● **MATERIAL PROVIDED**:
┏━━

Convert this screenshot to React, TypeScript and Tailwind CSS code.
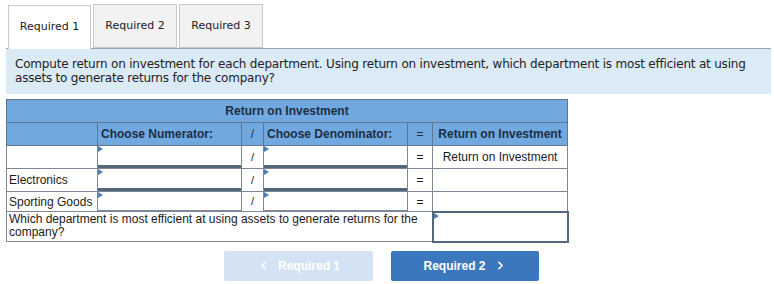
import { ChevronLeft, ChevronRight } from 'lucide-react';

const tabs = ['Required 1', 'Required 2', 'Required 3'];

function Pick({ thick = true }: { thick?: boolean }) {
  return (
    <div
      className={`relative h-full w-full bg-white ${thick ? 'border-b-[3px] border-[#55687b]' : 'border-b border-[#7d8a97]'}`}
    >
      <span className="absolute left-0 top-0 h-0 w-0 border-y-[3px] border-l-[5px] border-y-transparent border-l-[#4a7fb5]" />
    </div>
  );
}

const rows = [
  { label: '', result: 'Return on Investment', thick: true },
  { label: 'Electronics', result: '', thick: true },
  { label: 'Sporting Goods', result: '', thick: false },
];

export default function App() {
  const cell = 'border border-[#7b8896] p-0';
  return (
    <div className="w-[774px] h-[284px] bg-white overflow-hidden">
      {/* tabs */}
      <div className="flex items-end pl-[8px] pt-[4px] font-['DejaVu_Sans',sans-serif] text-[11px] text-[#222]">
        {tabs.map((t, i) => (
          <div
            key={t}
            className={`flex h-[44px] items-center justify-center border border-[#c8c8c8] ${
              i === 0
                ? 'relative z-10 w-[83px] -mb-px border-b-0 bg-white'
                : 'w-[84px] bg-[#f2f2f2]'
            } ${i === 1 ? 'ml-[2px]' : ''} ${i === 2 ? 'ml-[2px]' : ''}`}
          >
            {t}
          </div>
        ))}
      </div>

      <div className="ml-[6px] w-[765px] border-t border-[#9aa7b3] bg-[#dbeaf7] px-[9px] pt-[8px] pb-[9px] font-['DejaVu_Sans',sans-serif] text-[12px] leading-[14px] tracking-[-0.2px] text-[#222]">
        Compute return on investment for each department. Using return on investment, which department is most efficient at using assets to generate returns for the company?
      </div>

      {/* table */}
      <table className="ml-[6px] mt-[5px] w-[561px] table-fixed border-collapse border border-[#6b7886] font-['Liberation_Sans',Arial,sans-serif] text-[12px] text-[#1b1b1b]">
        <colgroup>
          <col className="w-[91px]" />
          <col className="w-[144px]" />
          <col className="w-[22px]" />
          <col className="w-[144px]" />
          <col className="w-[25px]" />
          <col className="w-[135px]" />
        </colgroup>
        <tbody>
          <tr className="h-[23px] bg-[#71a8df] font-bold text-[#1c2f45]">
            <td colSpan={6} className="border border-[#5f7890] text-center">
              Return on Investment
            </td>
          </tr>
          <tr className="h-[23px] bg-[#71a8df] font-bold text-[#1c2f45]">
            <td className="border border-[#5f7890]" />
            <td className="border border-[#5f7890] pl-[3px]">Choose Numerator:</td>
            <td className="border border-[#5f7890] text-center font-normal">/</td>
            <td className="border border-[#5f7890] pl-[3px]">Choose Denominator:</td>
            <td className="border border-[#5f7890] text-center font-normal">=</td>
            <td className="border border-[#5f7890] text-center">Return on Investment</td>
          </tr>
          {rows.map((r, i) => (
            <tr key={i} className={i === 2 ? 'h-[20px]' : 'h-[23px]'}>
              <td className={`${cell} pl-[2px] whitespace-nowrap`}>{r.label}</td>
              <td className={`${cell} h-[inherit]`}>
                <Pick thick={r.thick} />
              </td>
              <td className={`${cell} text-center text-[11px]`}>/</td>
              <td className={`${cell} h-[inherit]`}>
                <Pick thick={r.thick} />
              </td>
              <td className={`${cell} text-center`}>=</td>
              <td className={`${cell} text-center`}>{r.result}</td>
            </tr>
          ))}
          <tr className="h-[30px]">
            <td colSpan={5} className={`${cell} pl-[2px] pr-[4px] align-top leading-[13px] pt-[1px]`}>
              Which department is most efficient at using assets to generate returns for the company?
            </td>
            <td className="border-2 border-[#55687b] p-0 align-top">
              <div className="relative h-[27px] bg-white">
                <span className="absolute left-0 top-0 h-0 w-0 border-y-[3px] border-l-[5px] border-y-transparent border-l-[#4a7fb5]" />
              </div>
            </td>
          </tr>
        </tbody>
      </table>

      {/* nav buttons */}
      <div className="mt-[8px] flex gap-[18px] pl-[224px] font-['Liberation_Sans',Arial,sans-serif] text-[12px] font-bold text-white">
        <button className="flex h-[30px] w-[149px] items-center justify-center gap-[8px] rounded-[2px] bg-[#d3e3f3]">
          <ChevronLeft size={13} strokeWidth={3} />
          Required 1
        </button>
        <button className="flex h-[30px] w-[148px] items-center justify-center gap-[8px] rounded-[2px] bg-[#3a77bd]">
          Required 2
          <ChevronRight size={13} strokeWidth={3} />
        </button>
      </div>
    </div>
  );
}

┗━━

● **REQUIRED TASK**: Reproduce each line word for word and drop the pictures.

● **EXERCISE RESULT**:
Convert this screenshot to React, TypeScript and Tailwind CSS code.
import { ChevronLeft, ChevronRight } from 'lucide-react';

const tabs = ['Required 1', 'Required 2', 'Required 3'];

function Pick({ thick = true }: { thick?: boolean }) {
  return (
    <div
      className={`relative h-full w-full bg-white ${thick ? 'border-b-[3px] border-[#55687b]' : 'border-b border-[#7d8a97]'}`}
    >
      <span className="absolute left-0 top-0 h-0 w-0 border-y-[3px] border-l-[5px] border-y-transparent border-l-[#4a7fb5]" />
    </div>
  );
}

const rows = [
  { label: '', result: 'Return on Investment', thick: true },
  { label: 'Electronics', result: '', thick: true },
  { label: 'Sporting Goods', result: '', thick: false },
];

export default function App() {
  const cell = 'border border-[#7b8896] p-0';
  return (
    <div className="w-[774px] h-[284px] bg-white overflow-hidden">
      {/* tabs */}
      <div className="flex items-end pl-[8px] pt-[4px] font-['DejaVu_Sans',sans-serif] text-[11px] text-[#222]">
        {tabs.map((t, i) => (
          <div
            key={t}
            className={`flex h-[44px] items-center justify-center border border-[#c8c8c8] ${
              i === 0
                ? 'relative z-10 w-[83px] -mb-px border-b-0 bg-white'
                : 'w-[84px] bg-[#f2f2f2]'
            } ${i === 1 ? 'ml-[2px]' : ''} ${i === 2 ? 'ml-[2px]' : ''}`}
          >
            {t}
          </div>
        ))}
      </div>

      <div className="ml-[6px] w-[765px] border-t border-[#9aa7b3] bg-[#dbeaf7] px-[9px] pt-[8px] pb-[9px] font-['DejaVu_Sans',sans-serif] text-[12px] leading-[14px] tracking-[-0.2px] text-[#222]">
        Compute return on investment for each department. Using return on investment, which department is most efficient at using assets to generate returns for the company?
      </div>

      {/* table */}
      <table className="ml-[6px] mt-[5px] w-[561px] table-fixed border-collapse border border-[#6b7886] font-['Liberation_Sans',Arial,sans-serif] text-[12px] text-[#1b1b1b]">
        <colgroup>
          <col className="w-[91px]" />
          <col className="w-[144px]" />
          <col className="w-[22px]" />
          <col className="w-[144px]" />
          <col className="w-[25px]" />
          <col className="w-[135px]" />
        </colgroup>
        <tbody>
          <tr className="h-[23px] bg-[#71a8df] font-bold text-[#1c2f45]">
            <td colSpan={6} className="border border-[#5f7890] text-center">
              Return on Investment
            </td>
          </tr>
          <tr className="h-[23px] bg-[#71a8df] font-bold text-[#1c2f45]">
            <td className="border border-[#5f7890]" />
            <td className="border border-[#5f7890] pl-[3px]">Choose Numerator:</td>
            <td className="border border-[#5f7890] text-center font-normal">/</td>
            <td className="border border-[#5f7890] pl-[3px]">Choose Denominator:</td>
            <td className="border border-[#5f7890] text-center font-normal">=</td>
            <td className="border border-[#5f7890] text-center">Return on Investment</td>
          </tr>
          {rows.map((r, i) => (
            <tr key={i} className={i === 2 ? 'h-[20px]' : 'h-[23px]'}>
              <td className={`${cell} pl-[2px] whitespace-nowrap`}>{r.label}</td>
              <td className={`${cell} h-[inherit]`}>
                <Pick thick={r.thick} />
              </td>
              <td className={`${cell} text-center text-[11px]`}>/</td>
              <td className={`${cell} h-[inherit]`}>
                <Pick thick={r.thick} />
              </td>
              <td className={`${cell} text-center`}>=</td>
              <td className={`${cell} text-center`}>{r.result}</td>
            </tr>
          ))}
          <tr className="h-[30px]">
            <td colSpan={5} className={`${cell} pl-[2px] pr-[4px] align-top leading-[13px] pt-[1px]`}>
              Which department is most efficient at using assets to generate returns for the company?
            </td>
            <td className="border-2 border-[#55687b] p-0 align-top">
              <div className="relative h-[27px] bg-white">
                <span className="absolute left-0 top-0 h-0 w-0 border-y-[3px] border-l-[5px] border-y-transparent border-l-[#4a7fb5]" />
              </div>
            </td>
          </tr>
        </tbody>
      </table>

      {/* nav buttons */}
      <div className="mt-[8px] flex gap-[18px] pl-[224px] font-['Liberation_Sans',Arial,sans-serif] text-[12px] font-bold text-white">
        <button className="flex h-[30px] w-[149px] items-center justify-center gap-[8px] rounded-[2px] bg-[#d3e3f3]">
          <ChevronLeft size={13} strokeWidth={3} />
          Required 1
        </button>
        <button className="flex h-[30px] w-[148px] items-center justify-center gap-[8px] rounded-[2px] bg-[#3a77bd]">
          Required 2
          <ChevronRight size={13} strokeWidth={3} />
        </button>
      </div>
    </div>
  );
}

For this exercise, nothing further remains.